Documentation on how to setup the license sever

### Dockerfile & dependencies

In [15]:
!mkdir -p matlab-docker

Create a dockerfile which pulls MATLAB's image from https://hub.docker.com/r/mathworks/matlab-deep-learning and adds a new ENTRYPOINT & CMD

In [20]:
%%writefile matlab-docker/Dockerfile
FROM mathworks/matlab-deep-learning
USER root
CMD ["matlab", "-batch", "cd /opt/ml/processing/input_data; main; exit"]

Overwriting matlab-docker/Dockerfile


## MATLAB docker image on ECR  

Define variables for ECR

In [24]:
account_id = boto3.client('sts').get_caller_identity().get('Account')
region = boto3.Session().region_name
ecr_repository = 'mthakker-refarch2'
tag = ':latest'
processing_repository_uri = '{}.dkr.ecr.{}.amazonaws.com/{}'.format(account_id, region, ecr_repository + tag)

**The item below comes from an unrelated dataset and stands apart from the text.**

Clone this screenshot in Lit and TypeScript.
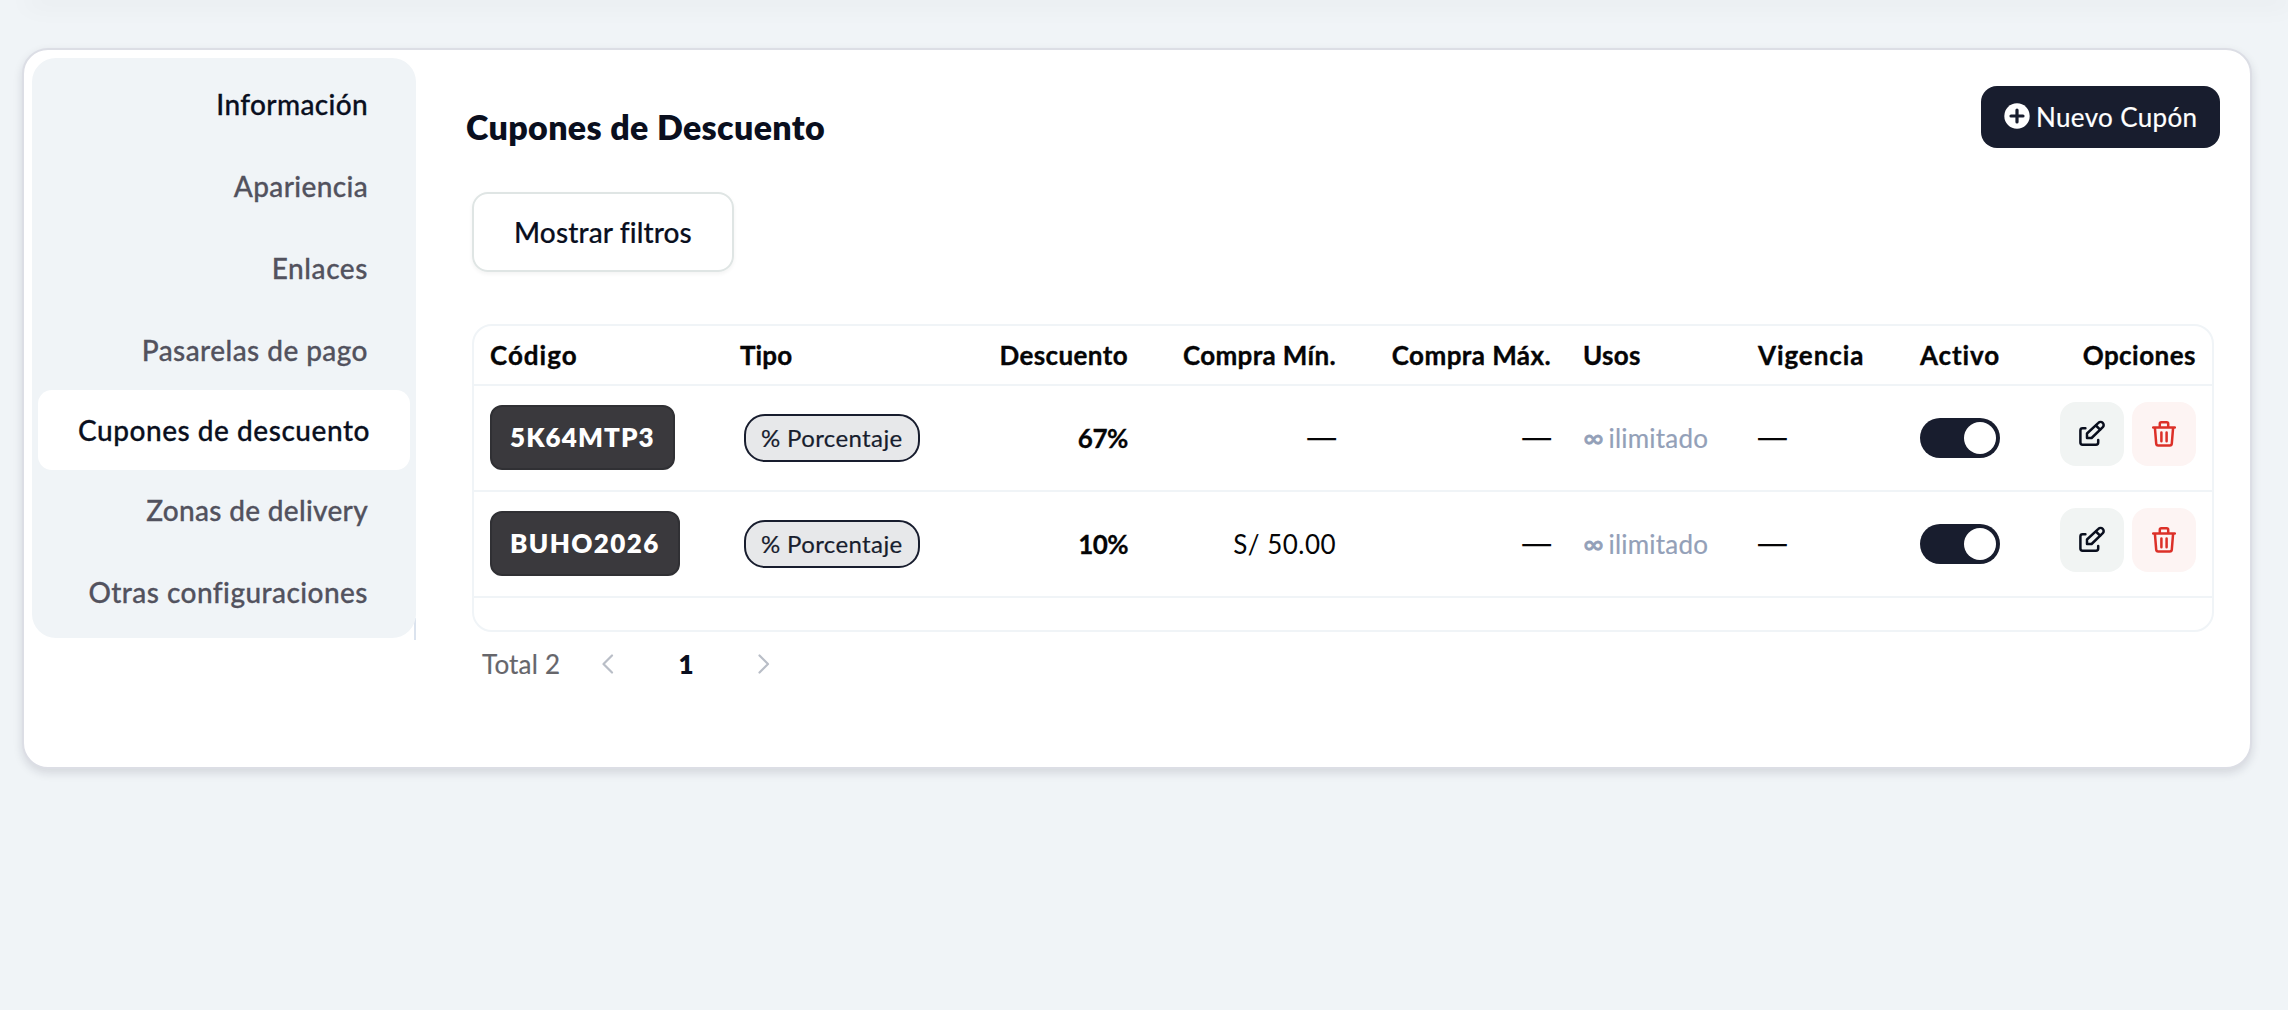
import { LitElement, html, css } from 'lit';
import { customElement, property } from 'lit/decorators.js';
import { classMap } from 'lit/directives/class-map.js';
import { styleMap } from 'lit/directives/style-map.js';

interface Label {
  text: string;
  /** Letter spacing in pixels. */
  track: number;
}

interface Coupon {
  code: Label;
  discount: Label;
  min?: string;
}

const label = ({ text, track }: Label) =>
  html`<span style=${styleMap({ letterSpacing: `${track}px` })}>${text}</span>`;

const NAV: Array<Label & { state?: 'strong' | 'active' }> = [
  { text: 'Información', track: 0.36, state: 'strong' },
  { text: 'Apariencia', track: 0.36 },
  { text: 'Enlaces', track: 0.57 },
  { text: 'Pasarelas de pago', track: 0.44 },
  { text: 'Cupones de descuento', track: 0.54, state: 'active' },
  { text: 'Zonas de delivery', track: 0.31 },
  { text: 'Otras configuraciones', track: 0.45 },
];

const COLUMNS: Array<Label & { right?: boolean }> = [
  { text: 'Código', track: 1.0 },
  { text: 'Tipo', track: 0.1 },
  { text: 'Descuento', track: 0.4, right: true },
  { text: 'Compra Mín.', track: 0.34, right: true },
  { text: 'Compra Máx.', track: 0.42, right: true },
  { text: 'Usos', track: 0.3 },
  { text: 'Vigencia', track: 0.9 },
  { text: 'Activo', track: 0.9 },
  { text: 'Opciones', track: 0.47, right: true },
];

const COUPONS: Coupon[] = [
  { code: { text: '5K64MTP3', track: 1.08 }, discount: { text: '67%', track: -0.4 } },
  { code: { text: 'BUHO2026', track: 1.4 }, discount: { text: '10%', track: -0.6 }, min: 'S/ 50.00' },
];

const editIcon = html`<svg class="icon" width="28" height="28" viewBox="0 0 28 28">
  <path d="M7.4 8.2H4.6a2.2 2.2 0 0 0-2.2 2.2v12.2a2.2 2.2 0 0 0 2.2 2.2h13.4a2.2 2.2 0 0 0 2.2-2.2v-2.6"/>
  <path d="M9 18v-4.500L20.400 2.900a3 3 0 0 1 4.400 4.300L13.600 18z"/>
  <path d="M17.900 5.500l4.200 4.100"/></svg>`;

const trashIcon = html`<svg class="icon" width="24" height="28" viewBox="0 0 24 28">
  <path d="M1.2 7.5h21.6M7.8 7V3.8A1.5 1.5 0 0 1 9.3 2.3h5.4a1.500 1.500 0 0 1 1.500 1.500V7M2.900 7.700l1.300 15.900a2 2 0 0 0 2 1.800h11.600a2 2 0 0 0 2-1.800l1.300-15.900M9.400 12.600v8.600M14.600 12.600v8.600"/></svg>`;

@customElement('coupon-table')
export class CouponTable extends LitElement {
  @property({ attribute: false }) coupons: Coupon[] = [];

  static styles = css`
    :host { display: block; color: #050506; font-size: 26px; }
    .table { border: 2px solid #f0f4f7; border-radius: 20px; height: 304px; }
    .row {
      display: grid; align-items: center; height: 104px; border-bottom: 2px solid #f0f4f7;
      grid-template-columns: 250px 200px 220px 208px 215px 175px 162px 126px 182px;
    }
    .head { height: 58px; font-weight: 700; -webkit-text-stroke: .35px; }
    .cell { padding: 0 16px; white-space: nowrap; }
    .right { text-align: right; }
    .bold { font-weight: 700; -webkit-text-stroke: .3px; }
    .code {
      display: flex; align-items: center; width: fit-content; height: 59px; margin-bottom: 1px; padding: 0 18px 2px;
      border: 2px solid #303034; border-radius: 12px; background: #3a393d; color: #fff; font-weight: 800;
    }
    .pill {
      display: flex; align-items: center; width: fit-content; height: 42px; margin-left: 4px; padding: 0 15px 2px;
      border: 2px solid #181d2e; border-radius: 21px; background: #e7e8ea; color: #181d2e;
      font-size: 24px; letter-spacing: .37px; -webkit-text-stroke: .2px;
    }
    .dash { font-family: Inter, sans-serif; font-size: 28.8px; line-height: 30px; }
    .price { letter-spacing: .48px; }
    .usage { color: #93a0b8; letter-spacing: .2px; -webkit-text-stroke: .2px; }
    .inf { margin-right: -2px; font-size: 28px; line-height: 30px; letter-spacing: 0; -webkit-text-stroke: .8px; }
    .toggle {
      display: flex; justify-content: flex-end; width: 72px; height: 32px; padding: 4px;
      border-radius: 20px; background: #181d2e;
    }
    .knob { width: 32px; height: 32px; border-radius: 50%; background: #fff; }
    .actions { display: flex; justify-content: flex-end; gap: 8px; padding-bottom: 8px; }
    .action {
      display: flex; align-items: center; justify-content: center; width: 64px; height: 64px;
      border-radius: 16px; background: #f1f4f3; color: #0a0f1e;
    }
    .danger { background: #fdf4f3; color: #dc3028; }
    .icon { fill: none; stroke: currentColor; stroke-width: 2.5; stroke-linecap: round; stroke-linejoin: round; }
  `;

  private dash() {
    return html`<span class="dash">—</span>`;
  }

  render() {
    return html`<div class="table">
      <div class="row head">
        ${COLUMNS.map((c) => html`<div class=${classMap({ cell: true, right: !!c.right })}>${label(c)}</div>`)}
      </div>
      ${this.coupons.map((c) => html`<div class="row">
        <div class="cell"><div class="code">${label(c.code)}</div></div>
        <div class="cell"><div class="pill">% Porcentaje</div></div>
        <div class="cell right bold">${label(c.discount)}</div>
        <div class="cell right">${c.min ? html`<span class="price">${c.min}</span>` : this.dash()}</div>
        <div class="cell right">${this.dash()}</div>
        <div class="cell usage"><span class="inf">∞</span> ilimitado</div>
        <div class="cell">${this.dash()}</div>
        <div class="cell"><div class="toggle"><div class="knob"></div></div></div>
        <div class="cell actions">
          <span class="action">${editIcon}</span>
          <span class="action danger">${trashIcon}</span>
        </div>
      </div>`)}
    </div>`;
  }
}

@customElement('app-root')
export class AppRoot extends LitElement {
  static styles = css`
    :host {
      display: block; height: 1010px; overflow: hidden; background: #f0f4f7;
      font-family: Lato, sans-serif; font-size: 28px; font-variant-ligatures: none; color: #0a0f1e;
    }
    .topshade { height: 0; box-shadow: 0 0 26px 4px rgba(15, 23, 32, .07); margin: 0 0 48px 30px; }
    .card {
      display: flex; align-items: flex-start; box-sizing: border-box; height: 721px; margin: 0 36px 0 22px;
      border: 2px solid #dcdee5; border-radius: 26px; background: #fff;
      box-shadow: 0 4px 10px rgba(20, 25, 45, .13);
    }
    .rail {
      flex: none; width: 384px; height: 582px; margin: 8px 0 0 8px;
      background: linear-gradient(#dbe3ee, #dbe3ee) 382px 560px / 2px 22px no-repeat;
    }
    .nav {
      box-sizing: border-box; height: 580px; padding: 4px 6px 0; border-radius: 24px; background: #f0f4f7;
      font-weight: 500; color: #52525e; -webkit-text-stroke: .3px;
    }
    .item {
      display: flex; align-items: center; justify-content: flex-end; box-sizing: border-box; height: 82px;
      padding: 1px 42px 0 0; white-space: nowrap;
    }
    .strong { color: #0a0f1e; }
    .active {
      height: 80px; margin-bottom: -2px; padding: 0 40px 0 0; border-radius: 14px; background: #fff; color: #0a0f1e;
    }
    .main { flex: 1; min-width: 0; padding: 36px 30px 0 50px; }
    .bar { display: flex; align-items: flex-start; justify-content: space-between; height: 106px; }
    .title { margin: 0; padding-top: 21px; font-size: 34px; line-height: 40px; font-weight: 800; letter-spacing: .34px; }
    .new {
      display: flex; align-items: center; box-sizing: border-box; width: 239px; height: 62px; padding: 0 0 0 23px;
      border-radius: 16px; background: #181d2e; color: #fff; font-size: 26px; letter-spacing: .36px; white-space: nowrap;
      -webkit-text-stroke: .2px;
    }
    .plus { margin: 0 6px 2px 0; }
    .filters {
      display: flex; align-items: center; justify-content: center; box-sizing: border-box; width: 262px; height: 80px;
      margin: 0 0 52px 6px; border: 2px solid #dfe5e4; border-radius: 16px;
      box-shadow: 0 2px 4px rgba(0, 0, 0, .05); font-weight: 500; letter-spacing: .12px; -webkit-text-stroke: .2px;
    }
    .list { margin: 0 6px; }
    .pages { display: flex; align-items: center; height: 63px; padding-left: 16px; font-size: 26px; }
    .total { width: 120px; color: #66666b; letter-spacing: .2px; -webkit-text-stroke: .2px; }
    .num { width: 144px; text-align: center; font-weight: 800; }
    .chev { fill: none; stroke: #b9bec7; stroke-width: 2.2; stroke-linecap: round; stroke-linejoin: round; }
  `;

  private chevron(d: string) {
    return html`<svg class="chev" width="12" height="20" viewBox="0 0 12 20"><path d=${d} /></svg>`;
  }

  render() {
    return html`
      <div class="topshade"></div>
      <div class="card">
        <div class="rail"><nav class="nav">
          ${NAV.map((n) => html`<div class=${classMap({ item: true, strong: n.state === 'strong', active: n.state === 'active' })}>${label(n)}</div>`)}
        </nav></div>
        <div class="main">
          <div class="bar">
            <h1 class="title">Cupones de Descuento</h1>
            <div class="new">
              <svg class="plus" width="26" height="26" viewBox="0 0 26 26">
                <circle cx="13" cy="13" r="12.7" fill="#fff" />
                <path d="M13 7v12M7 13h12" stroke="#181d2e" stroke-width="3.2" stroke-linecap="round" />
              </svg>
              <span>Nuevo Cupón</span>
            </div>
          </div>
          <div class="filters">Mostrar filtros</div>
          <coupon-table class="list" .coupons=${COUPONS}></coupon-table>
          <div class="pages">
            <span class="total">Total 2</span>
            ${this.chevron('M10 1.5L1.5 10l8.5 8.5')}
            <span class="num">1</span>
            ${this.chevron('M1.5 1.5L10 10l-8.5 8.5')}
          </div>
        </div>
      </div>`;
  }
}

### Create docker image from Dockerfile

In [25]:
# Create ECR repository and push docker image
!docker build -t $ecr_repository matlab-docker/

Sending build context to Docker daemon  4.608kB
Step 1/3 : FROM mathworks/matlab-deep-learning
 ---> 9dc8fda2f365
Step 2/3 : USER root
 ---> Using cache
 ---> 90717be51c51
Step 3/3 : CMD ["matlab", "-batch", "cd /opt/ml/processing/input_data; main; exit"]
open /home/ec2-user/SageMaker/docker/overlay2/d798afdcaf151fb9527ded26f6b84031578eede10c3e48ec6dcde41f8f0e340d/committed: no such file or directory


Authenticate the SageMaker session

In [None]:
!aws ecr get-login-password --region {region} | docker login --username AWS --password-stdin {account_id}.dkr.ecr.{region}.amazonaws.com
# !aws ecr create-repository --repository-name $ecr_repository

In [None]:
!docker tag {ecr_repository + tag} $processing_repository_uri

Push MATLAB image to ECR

In [None]:
!docker push $processing_repository_uri

## SageMaker processor 

Intialize the `sagemaker.processing.Processor` using the following -

1. dwe
2. 
3. 
4. `MLM_LICENSE_FILE` generated via the License Manager for MATLAB

In [9]:
from sagemaker.processing import Processor, ProcessingInput, ProcessingOutput
#replace with your region & ECR repo name

processor = Processor(
    image_uri=processing_repository_uri,
    role=role,
    instance_count=1,
    instance_type="ml.m5.xlarge", #replace with required instance
    env = {"MLM_LICENSE_FILE":"27000@34.195.26.98"}
)

Set up the S3 bucket that you want to use for getting the dataset

In [10]:
import boto3
bucketname = 'mthakker-example-dataset' # replace with your bucket name
filename = 'DigitDataset.zip' # replace with your object key
s3 = boto3.client('s3')
s3.download_file(bucketname,filename,"DigitDataset.zip")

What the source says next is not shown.